The United States has expressed concerns over a recent report of ethnic cleansing in Ethiopia’s Tigray region on natives and has called for an end to unlawful detentions based on ethnicity.
The US in a statement by the State Department spokesman, Ned Price, “notes with the utmost alarm that thousands of Ethiopians of Tigrayan ethnicity reportedly continue to be detained arbitrarily in life-threatening conditions in western Tigray,”
“We are deeply troubled by the report’s finding that these acts amount to ethnic cleansing,” Price said in the statement.
Slamreportafrica.com reported earlier in the week that two international human rights groups, Amnesty International and Human Rights Watch, accused Ethiopian forces from the Amhara region of committing war crimes and ethnic cleansing in the neighboring Tigray region.

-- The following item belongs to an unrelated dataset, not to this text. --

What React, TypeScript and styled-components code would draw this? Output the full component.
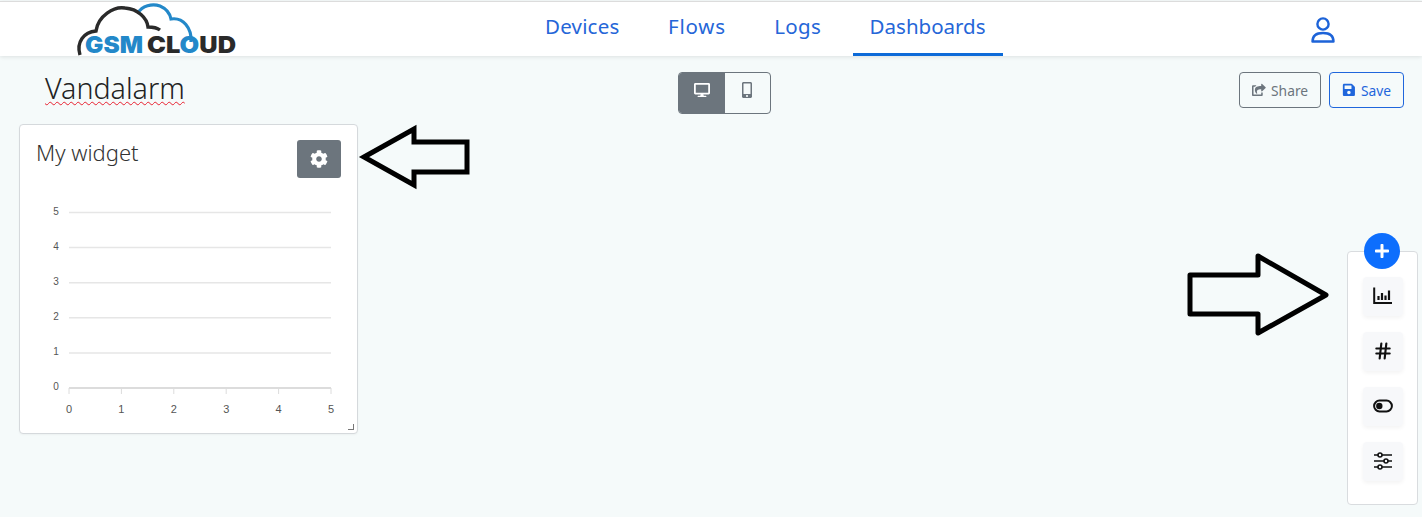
import React from "react";
import styled, { createGlobalStyle } from "styled-components";
import { FaCog, FaDesktop, FaMobileAlt, FaPlus, FaSave, FaShareSquare } from "react-icons/fa";
import { LuHash } from "react-icons/lu";

const GlobalStyle = createGlobalStyle`
  html, body {
    margin: 0;
    height: 100%;
    overflow: hidden;
    background: #f5fafa;
    font-family: "Noto Sans", "Open Sans", sans-serif;
  }
`;

const Page = styled.div`
  position: relative;
  height: 517px;
  overflow: hidden;
`;

const TopBar = styled.header`
  display: flex;
  align-items: stretch;
  height: 54px;
  margin-top: 1px;
  padding-left: 76px;
  background: #fff;
  border-top: 1px solid #dcdcdc;
  box-shadow: 0 1px 4px rgba(0, 0, 0, 0.1);
`;

const LogoBox = styled.div`
  width: 162px;
  height: 54px;

  svg {
    overflow: visible;
  }
`;

const Nav = styled.nav`
  display: flex;
  margin-left: 290px;
  gap: 14.5px;
`;

const NavLink = styled.a<{ $active?: boolean; $track?: number }>`
  box-sizing: border-box;
  display: flex;
  align-items: center;
  height: 54px;
  padding: 0 17px 4px;
  font-size: 20.5px;
  letter-spacing: ${(p) => p.$track ?? 0}px;
  color: #2566d8;
  border-bottom: 3px solid ${(p) => (p.$active ? "#0d6ad8" : "transparent")};
`;

const UserLink = styled.a`
  display: flex;
  align-items: center;
  margin-left: 307px;
  padding-top: 2px;
  color: #1d63d8;
`;

const Toolbar = styled.div`
  display: flex;
  align-items: flex-start;
  padding: 16px 18px 0 45px;
`;

const Title = styled.h1`
  width: 633px;
  margin: 0;
  font-size: 28.6px;
  line-height: 32px;
  font-weight: 300;
  color: #222;
  text-decoration: underline wavy #e8202f 1.4px;
  text-underline-offset: 2px;
  text-decoration-skip-ink: none;
`;

const Segment = styled.div`
  display: flex;
  width: 93px;
  height: 42px;
  border: 1px solid #6c757d;
  border-radius: 4px;
  overflow: hidden;
  box-sizing: border-box;
`;

const SegmentButton = styled.button<{ $active?: boolean }>`
  display: flex;
  align-items: flex-start;
  justify-content: center;
  flex: 1;
  padding: 9px 0 0;
  border: 0;
  font-size: 16px;
  background: ${(p) => (p.$active ? "#6c757d" : "transparent")};
  color: ${(p) => (p.$active ? "#fff" : "#6c757d")};
`;

const Actions = styled.div`
  display: flex;
  gap: 8px;
  margin-left: auto;
`;

const OutlineButton = styled.button<{ $color: string }>`
  display: flex;
  align-items: center;
  gap: 5px;
  height: 36px;
  padding: 0 12px;
  background: transparent;
  border: 1px solid ${(p) => p.$color};
  border-radius: 4px;
  color: ${(p) => p.$color};
  font: 400 13.8px "Noto Sans", sans-serif;
`;

const WidgetCard = styled.section`
  box-sizing: border-box;
  position: relative;
  width: 339px;
  height: 310px;
  margin: 10px 0 0 19px;
  background: #fff;
  border: 1px solid #d5d9dc;
  border-radius: 4px;
  box-shadow: 0 1px 2px rgba(0, 0, 0, 0.04);
`;

const WidgetHead = styled.div`
  display: flex;
  justify-content: space-between;
  padding: 15px 16px 0;
`;

const WidgetTitle = styled.h2`
  margin: 0;
  font-size: 22px;
  line-height: 24px;
  font-weight: 300;
  color: #333;
`;

const GearButton = styled.button`
  display: flex;
  align-items: center;
  justify-content: center;
  width: 44px;
  height: 38px;
  border: 0;
  border-radius: 3px;
  background: #6c757d;
  color: #fff;
  font-size: 18px;
`;

const ResizeHandle = styled.span`
  position: absolute;
  right: 3px;
  bottom: 3px;
  width: 5px;
  height: 5px;
  border-right: 1px solid #777;
  border-bottom: 1px solid #777;
`;

const ChartSvg = styled.svg`
  display: block;
  margin-top: 12px;
`;

const Dock = styled.aside`
  position: absolute;
  top: 251px;
  left: 1347px;
  box-sizing: border-box;
  width: 71px;
  height: 254px;
  display: flex;
  flex-direction: column;
  align-items: center;
  gap: 16px;
  padding-top: 25px;
  background: #fff;
  border: 1px solid #d9dcdf;
  border-radius: 4px;
`;

const AddButton = styled.button`
  position: absolute;
  top: -19px;
  left: 16px;
  width: 36px;
  height: 36px;
  display: flex;
  align-items: center;
  justify-content: center;
  padding: 0;
  border: 0;
  border-radius: 50%;
  background: #0d6efd;
  color: #fff;
  font-size: 16px;
`;

const DockButton = styled.button`
  display: flex;
  align-items: center;
  justify-content: center;
  width: 40px;
  height: 39px;
  padding: 0 0 2px;
  border: 0;
  border-radius: 4px;
  background: #f7f8fa;
  box-shadow: 0 2px 4px rgba(0, 0, 0, 0.05);
  color: #111;
`;

const Arrow = styled.svg<{ $left: number; $top: number }>`
  position: absolute;
  left: ${(p) => p.$left}px;
  top: ${(p) => p.$top}px;
`;

const Logo = () => (
  <svg width="162" height="54" viewBox="76 2 162 54">
    <path
      d="M138 13C142 6 152 3 160 6C167 9 170 14 171 19C183 17 192 28 191 42"
      fill="none"
      stroke="#2388c9"
      strokeWidth="3.2"
    />
    <path
      d="M80 55C76 42 84 32 96 31C98 16 114 6 125 8C138 9 147 18 148 27C152 27 156 27 160 30"
      fill="none"
      stroke="#2a2a2a"
      strokeWidth="3.4"
    />
    <text x="85" y="53" fontFamily="Inter, sans-serif" fontWeight="900" fontSize="23" fill="#2388c9" textLength="58" lengthAdjust="spacingAndGlyphs">
      GSM
    </text>
    <text x="147" y="53" fontFamily="Inter, sans-serif" fontWeight="900" fontSize="23" fill="#2a2a2a" textLength="89" lengthAdjust="spacingAndGlyphs">
      CL<tspan fill="#2388c9">O</tspan>UD
    </text>
  </svg>
);

const UserIcon = () => (
  <svg width="26" height="28" viewBox="0 0 26 28" fill="none" stroke="currentColor" strokeWidth="2.4">
    <circle cx="13" cy="8" r="5.6" />
    <path d="M2.5 25.5C2.5 19.5 7 17 13 17C19 17 23.5 19.5 23.5 25.5Z" strokeLinejoin="round" />
  </svg>
);

const BarsIcon = () => (
  <svg width="20" height="18" viewBox="0 0 20 18" fill="none" stroke="currentColor">
    <path d="M1.2 0.5V16H19" strokeWidth="2" />
    <path d="M5.5 13V9M9 13V6M12.5 13V8.5M16 13V3.5" strokeWidth="2.2" />
  </svg>
);

const ToggleIcon = () => (
  <svg width="20" height="14" viewBox="0 0 20 14" fill="none">
    <rect x="1.1" y="1.6" width="17.8" height="10.8" rx="5.4" stroke="currentColor" strokeWidth="2" />
    <circle cx="6.3" cy="7" r="3.2" fill="currentColor" />
  </svg>
);

const SlidersIcon = () => (
  <svg width="20" height="18" viewBox="0 0 20 18" fill="#f7f8fa" stroke="currentColor" strokeWidth="1.6">
    <path d="M1 3H19M1 9H19M1 15H19" />
    <circle cx="7" cy="3" r="2" />
    <circle cx="13" cy="9" r="2" />
    <circle cx="7" cy="15" r="2" />
  </svg>
);

const yTicks = [5, 4, 3, 2, 1, 0];
const xTicks = [0, 1, 2, 3, 4, 5];

const Chart = () => (
  <ChartSvg width="337" height="242" viewBox="20 190 337 242">
    {yTicks.map((v, i) => {
      const y = 212.5 + i * 35.1;
      return (
        <g key={v}>
          <line x1="69" x2="331" y1={y} y2={y} stroke={v === 0 ? "#dcdcdc" : "#e6e6e6"} strokeWidth={v === 0 ? 2 : 1.5} />
          <text x="56" y={y + 2} fontFamily="Liberation Sans, sans-serif" fontSize="10" fill="#555" textAnchor="middle">
            {v}
          </text>
        </g>
      );
    })}
    {xTicks.map((v, i) => {
      const x = 69 + i * 52.4;
      return (
        <g key={v}>
          <line x1={x} x2={x} y1="388" y2="394" stroke="#dcdcdc" />
          <text x={x} y="413" fontFamily="Liberation Sans, sans-serif" fontSize="11" fill="#555" textAnchor="middle">
            {v}
          </text>
        </g>
      );
    })}
  </ChartSvg>
);

const App: React.FC = () => (
  <Page>
    <GlobalStyle />
    <TopBar>
      <LogoBox>
        <Logo />
      </LogoBox>
      <Nav>
        <NavLink $track={0.2}>Devices</NavLink>
        <NavLink $track={0.8}>Flows</NavLink>
        <NavLink $track={0.3}>Logs</NavLink>
        <NavLink $active>Dashboards</NavLink>
      </Nav>
      <UserLink>
        <UserIcon />
      </UserLink>
    </TopBar>
    <Toolbar>
      <Title>Vandalarm</Title>
      <Segment>
        <SegmentButton $active>
          <FaDesktop />
        </SegmentButton>
        <SegmentButton>
          <FaMobileAlt />
        </SegmentButton>
      </Segment>
      <Actions>
        <OutlineButton $color="#6c757d">
          <FaShareSquare />
          Share
        </OutlineButton>
        <OutlineButton $color="#1f66dc">
          <FaSave />
          Save
        </OutlineButton>
      </Actions>
    </Toolbar>
    <WidgetCard>
      <WidgetHead>
        <WidgetTitle>My widget</WidgetTitle>
        <GearButton>
          <FaCog />
        </GearButton>
      </WidgetHead>
      <Chart />
      <ResizeHandle />
    </WidgetCard>
    <Arrow $left={358} $top={124} width="114" height="66" viewBox="358 124 114 66" fill="none" stroke="#000" strokeWidth="5">
      <path d="M364 157L414 129V142H467V172H414V185Z" />
    </Arrow>
    <Arrow $left={1186} $top={253} width="146" height="84" viewBox="1186 253 146 84" fill="none" stroke="#000" strokeWidth="5" strokeLinejoin="round">
      <path d="M1190 275H1258V256L1326 295L1258 333V314H1190Z" />
    </Arrow>
    <Dock>
      <AddButton>
        <FaPlus />
      </AddButton>
      <DockButton>
        <BarsIcon />
      </DockButton>
      <DockButton>
        <LuHash size={20} strokeWidth={2.6} />
      </DockButton>
      <DockButton>
        <ToggleIcon />
      </DockButton>
      <DockButton>
        <SlidersIcon />
      </DockButton>
    </Dock>
  </Page>
);

export default App;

The United States also called for the immediate release of any remaining detainees and called on relevant authorities to grant international monitors access to all detention facilities.
“We urge the Government of Ethiopia to cooperate with the UN Commission of Experts on Human Rights in Ethiopia.” The statement reads.
Washington also reiterated her “firm position that there must be credible investigations into and accountability for atrocities committed by any party to the conflict as part of any lasting solution to the crisis”
The Tigray region is the northernmost regional state of Ethiopia. The Region is the homeland of the Tigrayan, Irob, and Kunama people. Formerly known as Region 1, its capital and largest city are Mekelle. Tigray is the fifth-largest by area, the fifth-most populous, and the fifth-most densely populated of the 11 regional states in Ethiopia. 96 percent of Tigrayans are Orthodox Christian.
The region has seen some of the worst violence in the war, which has pitted Ethiopian Prime Minister Abiy Ahmed’s government and its allies from the Amhara region against the Tigray People’s Liberation Front (TPLF). The TPLF dominated Ethiopia’s government before Abiy’s rise to power in 2018.